US government is spending taxpayer money to “onshore” jobs it gave away in trade agreements. 

When an American professor and his team at MIT developed technology far superior to lithium ion batteries, the company he formed, A123, not only could not get funding to manufacture in the US, they were told it was a really dumb idea to try. So they outsourced manufacturing to China. Now A123 hopes to start manufacturing in Michigan, but can't go against competitors it created in China without federal and Michigan government subsidies. LAT has the story here.

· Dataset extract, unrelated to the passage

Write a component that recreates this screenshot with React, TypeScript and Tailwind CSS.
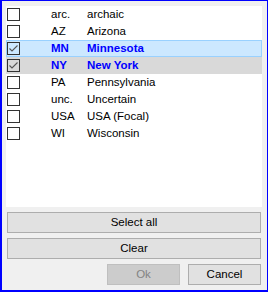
const rows = [
  { code: "arc.", name: "archaic", checked: false, state: "" },
  { code: "AZ", name: "Arizona", checked: false, state: "" },
  { code: "MN", name: "Minnesota", checked: true, state: "selected" },
  { code: "NY", name: "New York", checked: true, state: "hot" },
  { code: "PA", name: "Pennsylvania", checked: false, state: "" },
  { code: "unc.", name: "Uncertain", checked: false, state: "" },
  { code: "USA", name: "USA (Focal)", checked: false, state: "" },
  { code: "WI", name: "Wisconsin", checked: false, state: "" },
];

function CheckBox({ checked }: { checked: boolean }) {
  return (
    <div className="w-[13px] h-[13px] border border-[#333333] shrink-0 flex items-center justify-center">
      {checked && (
        <svg width="11" height="11" viewBox="0 0 11 11">
          <polyline points="1.5,5.5 4,8 9.5,2.5" fill="none" stroke="#555555" strokeWidth="1.1" />
        </svg>
      )}
    </div>
  );
}

export default function App() {
  return (
    <div
      className="w-[268px] h-[292px] bg-[#f0f0f0] border-[#0000ff] border-t border-r border-l-2 border-b-2 pt-[5px] pl-[4px] pr-[5px] pb-[5px] flex flex-col text-[11.5px] text-black"
      style={{ fontFamily: '"Liberation Sans", Arial, sans-serif' }}
    >
      {/* list */}
      <div className="h-[201px] bg-white flex flex-col shrink-0">
        {rows.map((r) => (
          <div
            key={r.code}
            className={
              "h-[17px] flex items-center pl-[1px] border " +
              (r.state === "selected"
                ? "bg-[#cce8ff] border-[#99d1ff]"
                : r.state === "hot"
                ? "bg-[#d9d9d9] border-[#d9d9d9]"
                : "border-transparent")
            }
          >
            <div className="-ml-px">
              <CheckBox checked={r.checked} />
            </div>
            <span className={"ml-[31px] w-[36px] whitespace-nowrap " + (r.checked ? "font-bold text-[#0000ff]" : "")}>
              {r.code}
            </span>
            <span className={"whitespace-nowrap " + (r.checked ? "font-bold text-[#0000ff]" : "")}>{r.name}</span>
          </div>
        ))}
      </div>

      <div className="flex flex-col gap-[5px] mt-[5px] px-px">
        <button className="h-[21px] bg-[#e1e1e1] border border-[#adadad] text-black">Select all</button>
        <button className="h-[21px] bg-[#e1e1e1] border border-[#adadad] text-black">Clear</button>
        <div className="flex justify-end gap-[8px]">
          <button className="h-[21px] w-[73px] bg-[#cccccc] border border-[#bfbfbf] text-[#838383]">Ok</button>
          <button className="h-[21px] w-[73px] bg-[#e1e1e1] border border-[#adadad] text-black">Cancel</button>
        </div>
      </div>
    </div>
  );
}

Despite the promise of Chiang's batteries, many in Wall Street and Silicon Valley were incredulous when he and other leaders at A123 asked for capital to build factories in America – Asia, yes, but Michigan, why would you want to?

Even more daunting, virtually all of the world's battery manufacturing industry is now in Asia, where plants can be built faster and supplies and equipment are much easier to get than in the United States. These days, it's hard to find Americans who even know how to build a battery factory.

. . . .

American manufacturing in the last three decades is replete with similar stories. That came across when David Vieau, A123's chief executive, made the rounds seeking capital in Silicon Valley and on Route 128, Boston's version of California's high-tech hub.

 "A majority of the people liked the idea of letting someone else make things," said Vieau, sitting in his small non-corner office at A123's headquarters in Watertown, a Boston suburb. "

"In the software-oriented, Internet-age investment environment, [they] suggested you do the thinking and let someone else put together the bricks and mortar."

A123 did attract some early private investors, including Qualcomm and Motorola. But with limited funds, the company felt compelled to launch its manufacturing in Asia. It went to South Korea, home to perhaps today's most advanced lithium-ion manufacturing, to China, which is moving up the technology ladder fast, thanks in large part to foreign companies.

. . . .

But in ramping up production in China, A123 paid an immeasurable price, [A123's CTO] Riley says: Loss of its intellectual property – the ideas and engineering that made its products better."

The company did what it could to slow the technology transfer by breaking down the manufacturing process into steps, Riley said, but "we ended up having to teach these guys how to make our state-of-the-art, world-class batteries...And some of them are [now] competing with us directly."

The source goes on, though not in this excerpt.